_EXERCISE GOAL_: From the listing below, select every line where the word "components" appears.

_DATA SEGMENT_:
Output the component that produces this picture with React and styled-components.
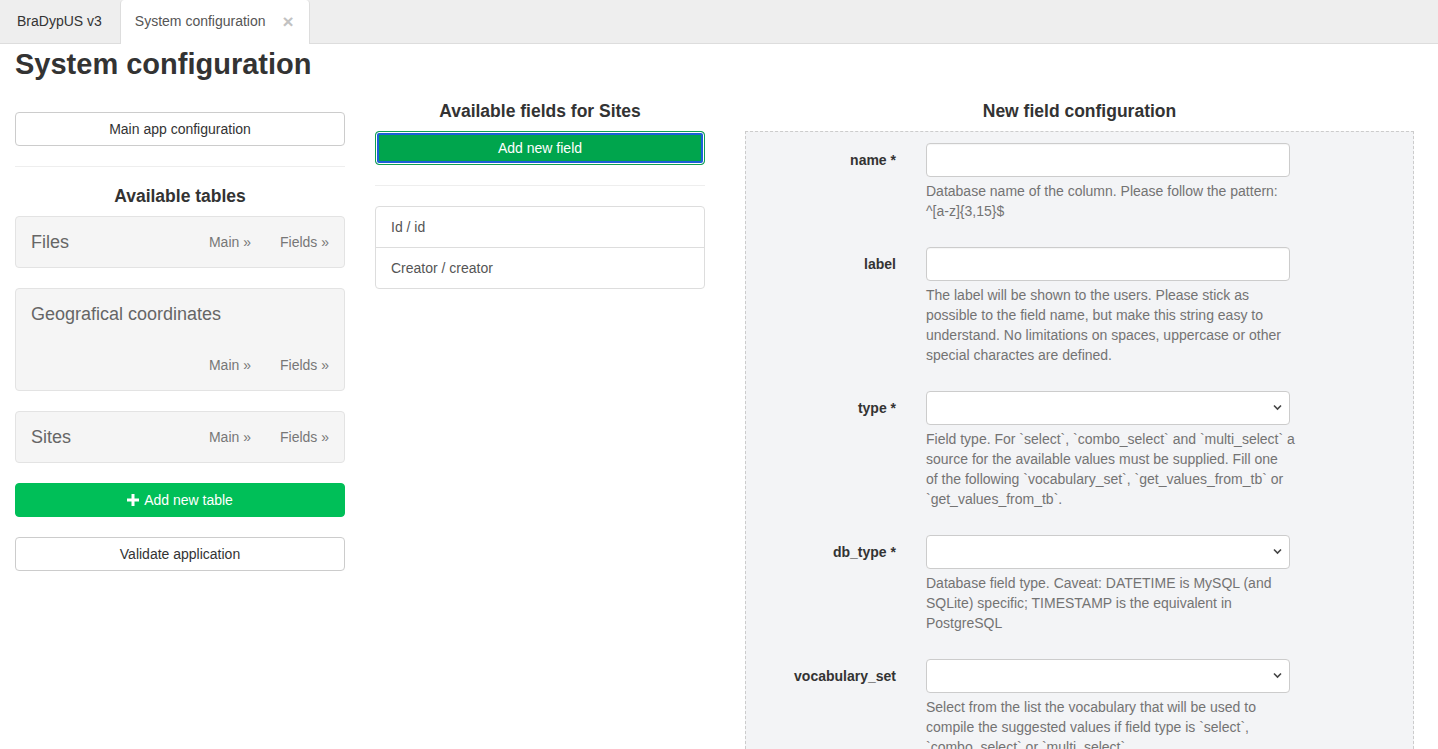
import styled, { createGlobalStyle } from 'styled-components'

const GlobalStyle = createGlobalStyle`
    html, body {
        margin: 0;
        padding: 0;
        background: #fff;
        font-family: "Liberation Sans", Arial, sans-serif;
        font-size: 14px;
        line-height: 20px;
        color: #333;
    }
    * { box-sizing: border-box; }
`

const TabBar = styled.div`
    display: flex;
    align-items: flex-end;
    height: 44px;
    background: #eee;
    border-bottom: 1px solid #ddd;
`

const Tab = styled.div`
    display: flex;
    align-items: center;
    gap: 17px;
    height: ${p => (p.active ? '44px' : '43px')};
    margin-bottom: ${p => (p.active ? '-1px' : '0')};
    margin-right: 2px;
    padding: 0 15px 2px;
    padding-left: ${p => (p.active ? '14px' : '16px')};
    background: ${p => (p.active ? '#fff' : 'transparent')};
    border-left: 1px solid ${p => (p.active ? '#ddd' : 'transparent')};
    border-right: 1px solid ${p => (p.active ? '#ddd' : 'transparent')};
    border-radius: 4px 4px 0 0;
    color: ${p => (p.active ? '#555' : '#333')};
    font-size: 14px;
`

const Close = styled.span`
    color: #c2c2c2;
    font-size: 19px;
    font-weight: bold;
    line-height: 1;
`

const Page = styled.div`
    padding: 0 15px;
`

const Title = styled.h1`
    margin: 4px 0 10px;
    font-size: 29px;
    line-height: 33px;
    font-weight: bold;
    color: #333;
`

const Row = styled.div`
    display: flex;
    align-items: flex-start;
`

const Column = styled.div`
    width: ${p => p.width}px;
    margin-left: ${p => p.offset || 0}px;
    flex: none;
`

const Heading = styled.h4`
    margin: 10px 0;
    font-size: 17.5px;
    line-height: 20px;
    font-weight: bold;
    text-align: center;
    color: #333;
`

const Button = styled.button`
    display: flex;
    align-items: center;
    justify-content: center;
    gap: 5px;
    width: 100%;
    height: 34px;
    margin-top: ${p => p.top || 0}px;
    padding: 6px 12px;
    font-family: inherit;
    font-size: 14px;
    border-radius: 4px;
    border: 1px solid ${p => (p.variant === 'success' ? '#00bf58' : '#ccc')};
    background: ${p => (p.variant === 'success' ? '#00bf58' : '#fff')};
    color: ${p => (p.variant === 'success' ? '#fff' : '#333')};
    cursor: pointer;
`

const FocusButton = styled(Button)`
    background: #00a54d;
    border-color: #10a050;
    box-shadow: inset 0 0 0 1px #fff, inset 0 0 0 3px #1d5fd8;
`

const Divider = styled.hr`
    margin: 20px 0 ${p => p.bottom || 20}px;
    border: 0;
    border-top: 1px solid #eee;
`

const Well = styled.div`
    display: flex;
    flex-wrap: wrap;
    justify-content: space-between;
    align-items: center;
    row-gap: 31px;
    margin-bottom: 20px;
    padding: 15px;
    background: #f5f5f5;
    border: 1px solid #e3e3e3;
    border-radius: 4px;
`

const WellTitle = styled.span`
    font-size: 18px;
    line-height: 20px;
    color: #666;
`

const WellLinks = styled.div`
    display: flex;
    gap: 29px;
    margin-left: auto;
`

const WellLink = styled.a`
    color: #777;
    text-decoration: none;
    font-size: 14px;
`

const ListGroup = styled.div`
    border: 1px solid #ddd;
    border-radius: 4px;
`

const ListItem = styled.div`
    padding: 10px 15px;
    color: #555;
    border-top: ${p => (p.first ? 'none' : '1px solid #ddd')};
`

const FormBox = styled.div`
    padding: 11px 0 10px;
    background: #f3f4f6;
    border: 1px dashed #ccc;
    min-height: 640px;
`

const FormGroup = styled.div`
    display: grid;
    grid-template-columns: 150px 364px;
    column-gap: 30px;
    margin-bottom: 26px;
`

const Label = styled.label`
    padding-top: 7px;
    text-align: right;
    font-weight: bold;
    font-size: 14px;
    color: #333;
`

const Input = styled.input`
    width: 100%;
    height: 34px;
    border: 1px solid #ccc;
    border-radius: 4px;
    background: #fff;
    box-shadow: inset 0 1px 1px rgba(0, 0, 0, 0.04);
`

const SelectWrap = styled.div`
    position: relative;
`

const Select = styled.select`
    appearance: none;
    width: 100%;
    height: 34px;
    border: 1px solid #ccc;
    border-radius: 4px;
    background: #fff;
`

const Chevron = styled.svg`
    position: absolute;
    right: 8px;
    top: 13px;
    pointer-events: none;
`

const Help = styled.p`
    grid-column: 2;
    margin: 4px 0 0;
    color: #737373;
    font-size: 14px;
    line-height: 20px;
`

const HelpLine = styled.span`
    display: block;
    white-space: nowrap;
`

const Plus = () => (
    <svg width="12" height="12" viewBox="0 0 12 12">
        <path d="M4.5 0h3v4.5H12v3H7.5V12h-3V7.5H0v-3h4.5z" fill="#fff" />
    </svg>
)

const tables = ['Files', 'Geografical coordinates', 'Sites']

// help lines are kept as the reference wraps them
const fields = [
    {
        label: 'name *',
        kind: 'input',
        help: [
            'Database name of the column. Please follow the pattern:',
            '^[a-z]{3,15}$',
        ],
    },
    {
        label: 'label',
        kind: 'input',
        help: [
            'The label will be shown to the users. Please stick as',
            'possible to the field name, but make this string easy to',
            'understand. No limitations on spaces, uppercase or other',
            'special charactes are defined.',
        ],
    },
    {
        label: 'type *',
        kind: 'select',
        help: [
            'Field type. For `select`, `combo_select` and `multi_select` a',
            'source for the available values must be supplied. Fill one',
            'of the following `vocabulary_set`, `get_values_from_tb` or',
            '`get_values_from_tb`.',
        ],
    },
    {
        label: 'db_type *',
        kind: 'select',
        help: [
            'Database field type. Caveat: DATETIME is MySQL (and',
            'SQLite) specific; TIMESTAMP is the equivalent in',
            'PostgreSQL',
        ],
    },
    {
        label: 'vocabulary_set',
        kind: 'select',
        help: [
            'Select from the list the vocabulary that will be used to',
            'compile the suggested values if field type is `select`,',
            '`combo_select` or `multi_select`',
        ],
    },
]

const App = () => {
  return (
    <>
        <GlobalStyle />
        <TabBar>
            <Tab>BraDypUS v3</Tab>
            <Tab active>
                System configuration
                <Close>×</Close>
            </Tab>
        </TabBar>
        <Page>
            <Title>System configuration</Title>
            <Row>
                <Column width={330}>
                    <Button top={21}>Main app configuration</Button>
                    <Divider bottom={19} />
                    <Heading>Available tables</Heading>
                    {tables.map(name => (
                        <Well key={name}>
                            <WellTitle>{name}</WellTitle>
                            <WellLinks>
                                <WellLink href="#">Main »</WellLink>
                                <WellLink href="#">Fields »</WellLink>
                            </WellLinks>
                        </Well>
                    ))}
                    <Button variant="success">
                        <Plus /> Add new table
                    </Button>
                    <Button top={20}>Validate application</Button>
                </Column>
                <Column width={330} offset={30}>
                    <Heading>Available fields for Sites</Heading>
                    <FocusButton variant="success">Add new field</FocusButton>
                    <Divider />
                    <ListGroup>
                        <ListItem first>Id / id</ListItem>
                        <ListItem>Creator / creator</ListItem>
                    </ListGroup>
                </Column>
                <Column width={669} offset={40}>
                    <Heading>New field configuration</Heading>
                    <FormBox>
                        {fields.map(f => (
                            <FormGroup key={f.label}>
                                <Label>{f.label}</Label>
                                {f.kind === 'input' ? (
                                    <Input type="text" />
                                ) : (
                                    <SelectWrap>
                                        <Select />
                                        <Chevron width="9" height="7" viewBox="0 0 9 7">
                                            <path d="M1 1.5l3.5 3.5L8 1.5" fill="none" stroke="#444" strokeWidth="1.6" />
                                        </Chevron>
                                    </SelectWrap>
                                )}
                                <Help>
                                    {f.help.map(line => (
                                        <HelpLine key={line}>{line}</HelpLine>
                                    ))}
                                </Help>
                            </FormGroup>
                        ))}
                    </FormBox>
                </Column>
            </Row>
        </Page>
    </>
  )
}

export default App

_COMPLETE RESPONSE_:
Output the component that produces this picture with React and styled-components.
import styled, { createGlobalStyle } from 'styled-components'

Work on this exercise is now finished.